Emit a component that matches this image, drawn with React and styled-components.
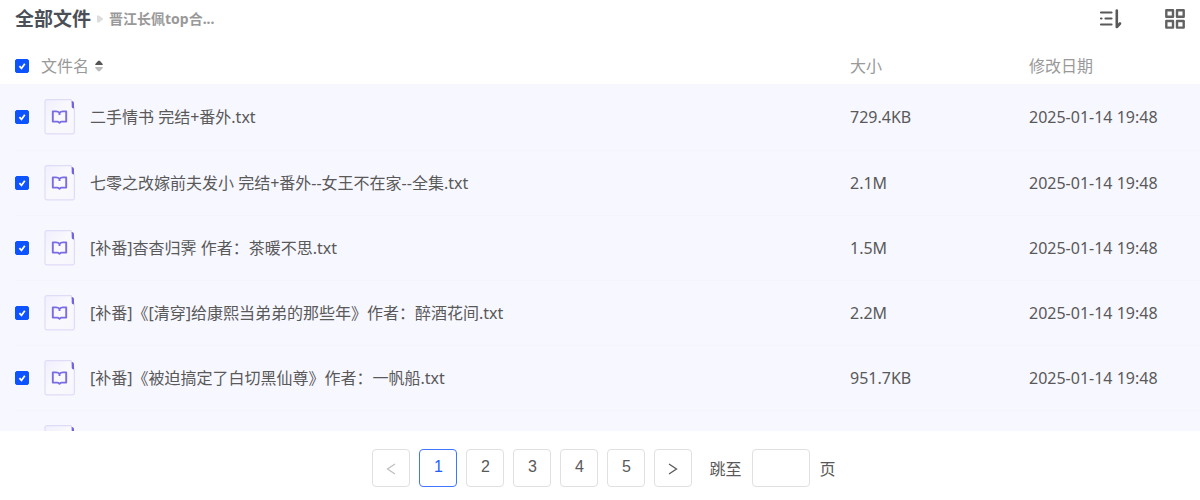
import React, { useState } from 'react';
import styled, { createGlobalStyle } from 'styled-components';

const initialFiles = [
  { id: 1, name: '二手情书 完结+番外.txt', size: '729.4KB', date: '2025-01-14 19:48' },
  { id: 2, name: '七零之改嫁前夫发小 完结+番外--女王不在家--全集.txt', size: '2.1M', date: '2025-01-14 19:48' },
  { id: 3, name: '[补番]杳杳归霁 作者：茶暖不思.txt', size: '1.5M', date: '2025-01-14 19:48' },
  { id: 4, name: '[补番]《[清穿]给康熙当弟弟的那些年》作者：醉酒花间.txt', size: '2.2M', date: '2025-01-14 19:48' },
  { id: 5, name: '[补番]《被迫搞定了白切黑仙尊》作者：一帆船.txt', size: '951.7KB', date: '2025-01-14 19:48' },
  { id: 6, name: '', size: '', date: '' },
];

const pages = [1, 2, 3, 4, 5];

const Checkbox = ({ label, checked, onChange }) => (
  <CheckboxLabel>
    <CheckboxInput type="checkbox" aria-label={label} checked={checked} onChange={onChange} />
    {checked && (
      <CheckMark viewBox="0 0 14 14" aria-hidden="true">
        <path d="M4.4 7.2 6.5 9.4 9.8 4.8" />
      </CheckMark>
    )}
  </CheckboxLabel>
);

const BookFileIcon = () => (
  <FileSvg viewBox="0 0 32 36" aria-hidden="true">
    <defs>
      <linearGradient id="filePaper" x1="0" y1="0" x2="1" y2="1">
        <stop offset="0" stopColor="#f0effe" />
        <stop offset="0.5" stopColor="#f9f9fd" />
        <stop offset="1" stopColor="#f7f6fc" />
      </linearGradient>
    </defs>
    <path d="M2.8.6H27l3.400 9v23.400a1.800 1.800 0 0 1-1.800 1.800H2.800A1.800 1.800 0 0 1 1 33V2.400A1.800 1.800 0 0 1 2.800.6Z" fill="url(#filePaper)" stroke="#dfdcf8" strokeWidth="1.200" />
    <path d="M27.700 2C29.300 2.200 30 3 30 4.500V9.500C28.500 9.500 27.700 8.800 27.700 7.500Z" fill="#7163e0" />
    <path d="M15.500 13.800C14.600 12.700 13.300 12.400 12 12.400H8.800v10.200h4.500c.9 0 1.500.5 2.200 1.200.7-.7 1.300-1.200 2.200-1.200h4.500V12.400H19c-1.300 0-2.600.3-3.500 1.400v2.200" fill="none" stroke="#7a6de4" strokeWidth="1.900" strokeLinejoin="round" />
  </FileSvg>
);

const App = () => {
  const [selected, setSelected] = useState(initialFiles.map((file) => file.id));
  const [page, setPage] = useState(1);
  const allSelected = selected.length === initialFiles.length;

  const toggleAll = () => setSelected(allSelected ? [] : initialFiles.map((file) => file.id));
  const toggleFile = (id) => {
    setSelected(selected.includes(id) ? selected.filter((item) => item !== id) : [...selected, id]);
  };

  return (
    <Page>
      <GlobalStyle />
      <TopBar>
        <Breadcrumb aria-label="路径">
          <RootLink href="#all">全部文件</RootLink>
          <CrumbArrow viewBox="0 0 6 8" aria-hidden="true"><path d="M0 0.500H2L6 3.500V4.500L2 7.500H0Z" /></CrumbArrow>
          <FolderLink href="#folder">晋江长佩top合...</FolderLink>
        </Breadcrumb>
        <Tools>
          <ToolButton type="button" aria-label="排序">
            <svg width="24" height="20" viewBox="0 0 24 20" fill="none" stroke="#595959" strokeWidth="2.200" strokeLinecap="round">
              <path d="M2 3.500H12.500M2 9.500H2.500M6.500 9.500H12.500M2 15.500H12.500" />
              <path d="M17.800 1.500V18L21 14.500" strokeWidth="2.600" strokeLinejoin="round" />
            </svg>
          </ToolButton>
          <ToolButton type="button" aria-label="网格视图">
            <svg width="20" height="20" viewBox="0 0 20 20" fill="none" stroke="#626262" strokeWidth="2.400" strokeLinejoin="round">
              <path d="M1.300 1.200h6.700v6.600H1.300zM12 1.200h6.700v6.600H12zM1.300 12h6.700v6.600H1.300zM12 12h6.700v6.600H12z" />
            </svg>
          </ToolButton>
        </Tools>
      </TopBar>

      <ListPane>
        <FileTable>
          <thead>
            <tr>
              <HeadCell $width="41px" $first>
                <Checkbox label="全选" checked={allSelected} onChange={toggleAll} />
              </HeadCell>
              <HeadCell>
                <SortButton type="button">
                  文件名
                  <svg width="8" height="12" viewBox="0 0 8 12" aria-hidden="true">
                    <path d="M0.300 5V4L3.200.8h1.600L7.700 4v1Z" fill="#555" />
                    <path d="M0.300 7v1l2.900 3.200h1.600L7.700 8V7Z" fill="#bbb" />
                  </svg>
                </SortButton>
              </HeadCell>
              <HeadCell $width="179px">大小</HeadCell>
              <HeadCell $width="171px">修改日期</HeadCell>
            </tr>
          </thead>
          <tbody>
            {initialFiles.map((file) => (
              <FileRow key={file.id}>
                <Cell $first>
                  <Checkbox
                    label={`选择 ${file.name}`}
                    checked={selected.includes(file.id)}
                    onChange={() => toggleFile(file.id)}
                  />
                </Cell>
                <Cell>
                  <FileName>
                    <BookFileIcon />
                    <span>{file.name}</span>
                  </FileName>
                </Cell>
                <Cell>{file.size}</Cell>
                <Cell>{file.date}</Cell>
              </FileRow>
            ))}
          </tbody>
        </FileTable>
      </ListPane>

      <Pagination aria-label="分页">
        <PageButtons>
          <PageButton type="button" aria-label="上一页" disabled={page === 1} onClick={() => setPage(page - 1)}>
            <Chevron viewBox="0 0 10 12"><path d="M9 1 1.500 6 9 11" /></Chevron>
          </PageButton>
          {pages.map((number) => (
            <PageButton type="button" key={number} $active={number === page} onClick={() => setPage(number)}>
              {number}
            </PageButton>
          ))}
          <PageButton type="button" aria-label="下一页" disabled={page === 5} onClick={() => setPage(page + 1)}>
            <Chevron viewBox="0 0 10 12"><path d="M1 1 8.500 6 1 11" /></Chevron>
          </PageButton>
        </PageButtons>
        <JumpLabel>
          <span>跳至</span>
          <JumpInput type="text" />
          <span>页</span>
        </JumpLabel>
      </Pagination>
    </Page>
  );
};

const GlobalStyle = createGlobalStyle`
  * {
    box-sizing: border-box;
  }

  body {
    margin: 0;
    background: #fff;
    color: #595959;
    font-family: 'Noto Sans', 'Noto Sans CJK SC', sans-serif;
    font-size: 16px;
    line-height: 24px;
  }

  button,
  input {
    font: inherit;
    color: inherit;
  }
`;

const Page = styled('div')`
  display: flex;
  flex-direction: column;
  height: 100vh;
`;

const TopBar = styled('header')`
  display: flex;
  align-items: center;
  justify-content: space-between;
  padding: 7px 15px 13px;
`;

const Breadcrumb = styled('nav')`
  display: flex;
  align-items: center;
  gap: 6px;
  font-weight: 700;

  a {
    text-decoration: none;
  }
`;

const RootLink = styled('a')`
  color: #4b4f57;
  font-size: 19px;
`;

const CrumbArrow = styled('svg')`
  width: 6px;
  height: 8px;
  fill: #ddd;
`;

const FolderLink = styled('a')`
  color: #999;
  font-size: 14px;
`;

const Tools = styled('div')`
  display: flex;
  gap: 42px;
`;

const ToolButton = styled('button')`
  display: flex;
  padding: 0;
  border: 0;
  background: none;
  cursor: pointer;
`;

const ListPane = styled('main')`
  flex: 1;
  min-height: 0;
  overflow-y: auto;
  scrollbar-width: none;
`;

const FileTable = styled('table')`
  width: 100%;
  border-spacing: 0;
  table-layout: fixed;
`;

const HeadCell = styled('th')`
  position: sticky;
  top: 0;
  z-index: 1;
  width: ${({ $width }) => $width || 'auto'};
  height: 40px;
  padding: 4px 0 0 ${({ $first }) => ($first ? '15px' : '0')};
  background: #fff;
  color: #999;
  font-weight: 400;
  text-align: left;
`;

const SortButton = styled('button')`
  display: flex;
  align-items: center;
  gap: 6px;
  padding: 0;
  border: 0;
  background: none;
  cursor: pointer;
`;

const Cell = styled('td')`
  height: 65px;
  padding: 0 0 0 ${({ $first }) => ($first ? '15px' : '0')};
`;

const FileRow = styled('tr')`
  background: #f7f7ff;

  &:first-child ${Cell} {
    height: 66px;
  }

  & + & ${Cell} {
    background: linear-gradient(#f4f4fa, #f4f4fa) 0 0 / 100% 1px no-repeat;
  }

  & + & ${Cell}:first-child {
    background-position: 15px 0;
  }
`;

const FileName = styled('div')`
  display: flex;
  align-items: center;
  gap: 14px;
  padding-left: 3px;
  white-space: nowrap;
`;

const FileSvg = styled('svg')`
  flex: none;
  width: 32px;
  height: 36px;
`;

const CheckboxLabel = styled('label')`
  display: grid;
  width: 14px;
  height: 14px;
`;

const CheckboxInput = styled('input')`
  grid-area: 1 / 1;
  appearance: none;
  width: 14px;
  height: 14px;
  margin: 0;
  border: 1px solid #c9ccd4;
  border-radius: 2px;
  background: #fff;
  cursor: pointer;

  &:checked {
    border-color: #0d53ff;
    background: #0d53ff;
  }
`;

const CheckMark = styled('svg')`
  grid-area: 1 / 1;
  z-index: 0;
  fill: none;
  stroke: #fff;
  stroke-width: 1.8;
  pointer-events: none;
`;

const Pagination = styled('nav')`
  display: flex;
  align-items: center;
  justify-content: center;
  gap: 17px;
  padding: 18px 0 13px 8px;
`;

const PageButtons = styled('div')`
  display: flex;
  gap: 9px;
`;

const PageButton = styled('button')`
  display: flex;
  align-items: center;
  justify-content: center;
  width: 38px;
  height: 38px;
  padding: 0 0 2px;
  border: 1px solid ${({ $active }) => ($active ? '#3f76ff' : '#e0e0e0')};
  border-radius: 4px;
  background: #fff;
  color: ${({ $active }) => ($active ? '#1f5eff' : '#595959')};
  font-family: 'Liberation Sans', sans-serif;
  cursor: pointer;

  &:disabled {
    color: #bfbfbf;
    cursor: not-allowed;
  }
`;

const Chevron = styled('svg')`
  width: 10px;
  height: 12px;
  margin-top: 4px;
  fill: none;
  stroke: currentColor;
  stroke-width: 1.3;
`;

const JumpLabel = styled('label')`
  display: flex;
  align-items: center;
  gap: 10px;

  span {
    padding-top: 2px;
  }
`;

const JumpInput = styled('input')`
  width: 58px;
  height: 38px;
  padding: 0 8px;
  border: 1px solid #e0e0e0;
  border-radius: 4px;
  background: #fff;
`;

export default App;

------------------------------

*TASK OBJECTIVE*.
Using the listing above, show every line that includes the string "React".

*RESULT OF THIS EXERCISE*.
Emit a component that matches this image, drawn with React and styled-components.
import React, { useState } from 'react';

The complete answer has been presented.